*STORED DATA*:
──────────

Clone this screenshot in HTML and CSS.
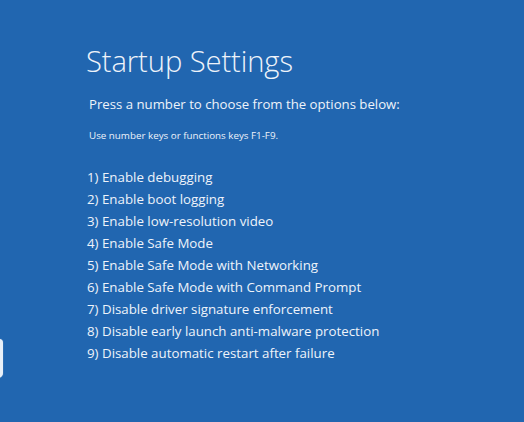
FILE: index.html
```html
<!DOCTYPE html>
<html>
<head>
<meta charset="utf-8">
<link rel="stylesheet" href="styles.css">
</head>
<body>
<div class="screen">
  <div class="content">
    <h1 class="title">Startup Settings</h1>
    <p class="lead">Press a number to choose from the options below:</p>
    <p class="hint">Use number keys or functions keys F1-F9.</p>
    <ol class="options">
      <li>1) Enable debugging</li>
      <li>2) Enable boot logging</li>
      <li>3) Enable low-resolution video</li>
      <li>4) Enable Safe Mode</li>
      <li>5) Enable Safe Mode with Networking</li>
      <li>6) Enable Safe Mode with Command Prompt</li>
      <li>7) Disable driver signature enforcement</li>
      <li>8) Disable early launch anti-malware protection</li>
      <li>9) Disable automatic restart after failure</li>
    </ol>
  </div>
  <div class="edge-mark"></div>
</div>
</body>
</html>
```
FILE: styles.css
```css
html, body {
  margin: 0;
  padding: 0;
  width: 524px;
  height: 422px;
  overflow: hidden;
  background: #2166b0;
}
.screen {
  position: relative;
  width: 524px;
  height: 422px;
  background: #2166b0;
  color: #eef3fa;
  font-family: "Open Sans", "Noto Sans", sans-serif;
}
.content {
  padding: 43px 0 0 86px;
  display: flex;
  flex-direction: column;
}
.title {
  margin: 0;
  font-size: 29.2px;
  font-weight: 300;
  line-height: 36px;
  letter-spacing: -0.1px;
}
.lead {
  margin: 16px 0 0 3px;
  font-size: 13.2px;
  line-height: 18px;
}
.hint {
  margin: 16px 0 0 3px;
  font-size: 9.8px;
  line-height: 14px;
}
.options {
  list-style: none;
  margin: 23px 0 0 1px;
  padding: 0;
  font-size: 13.3px;
  line-height: 22px;
}
.edge-mark {
  position: absolute;
  left: -3px;
  top: 339px;
  width: 6px;
  height: 39px;
  border-radius: 0 4px 5px 0;
  background: #e9f0f8;
  box-shadow: 0 0 1px 0 rgba(255,255,255,0.6);
}
```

──────────

In your copy of the listing above, reproduce each line exactly and omit all pictures.

*WRITTEN SOLUTION*:
Clone this screenshot in HTML and CSS.
FILE: index.html
```html
<!DOCTYPE html>
<html>
<head>
<meta charset="utf-8">
<link rel="stylesheet" href="styles.css">
</head>
<body>
<div class="screen">
  <div class="content">
    <h1 class="title">Startup Settings</h1>
    <p class="lead">Press a number to choose from the options below:</p>
    <p class="hint">Use number keys or functions keys F1-F9.</p>
    <ol class="options">
      <li>1) Enable debugging</li>
      <li>2) Enable boot logging</li>
      <li>3) Enable low-resolution video</li>
      <li>4) Enable Safe Mode</li>
      <li>5) Enable Safe Mode with Networking</li>
      <li>6) Enable Safe Mode with Command Prompt</li>
      <li>7) Disable driver signature enforcement</li>
      <li>8) Disable early launch anti-malware protection</li>
      <li>9) Disable automatic restart after failure</li>
    </ol>
  </div>
  <div class="edge-mark"></div>
</div>
</body>
</html>
```
FILE: styles.css
```css
html, body {
  margin: 0;
  padding: 0;
  width: 524px;
  height: 422px;
  overflow: hidden;
  background: #2166b0;
}
.screen {
  position: relative;
  width: 524px;
  height: 422px;
  background: #2166b0;
  color: #eef3fa;
  font-family: "Open Sans", "Noto Sans", sans-serif;
}
.content {
  padding: 43px 0 0 86px;
  display: flex;
  flex-direction: column;
}
.title {
  margin: 0;
  font-size: 29.2px;
  font-weight: 300;
  line-height: 36px;
  letter-spacing: -0.1px;
}
.lead {
  margin: 16px 0 0 3px;
  font-size: 13.2px;
  line-height: 18px;
}
.hint {
  margin: 16px 0 0 3px;
  font-size: 9.8px;
  line-height: 14px;
}
.options {
  list-style: none;
  margin: 23px 0 0 1px;
  padding: 0;
  font-size: 13.3px;
  line-height: 22px;
}
.edge-mark {
  position: absolute;
  left: -3px;
  top: 339px;
  width: 6px;
  height: 39px;
  border-radius: 0 4px 5px 0;
  background: #e9f0f8;
  box-shadow: 0 0 1px 0 rgba(255,255,255,0.6);
}
```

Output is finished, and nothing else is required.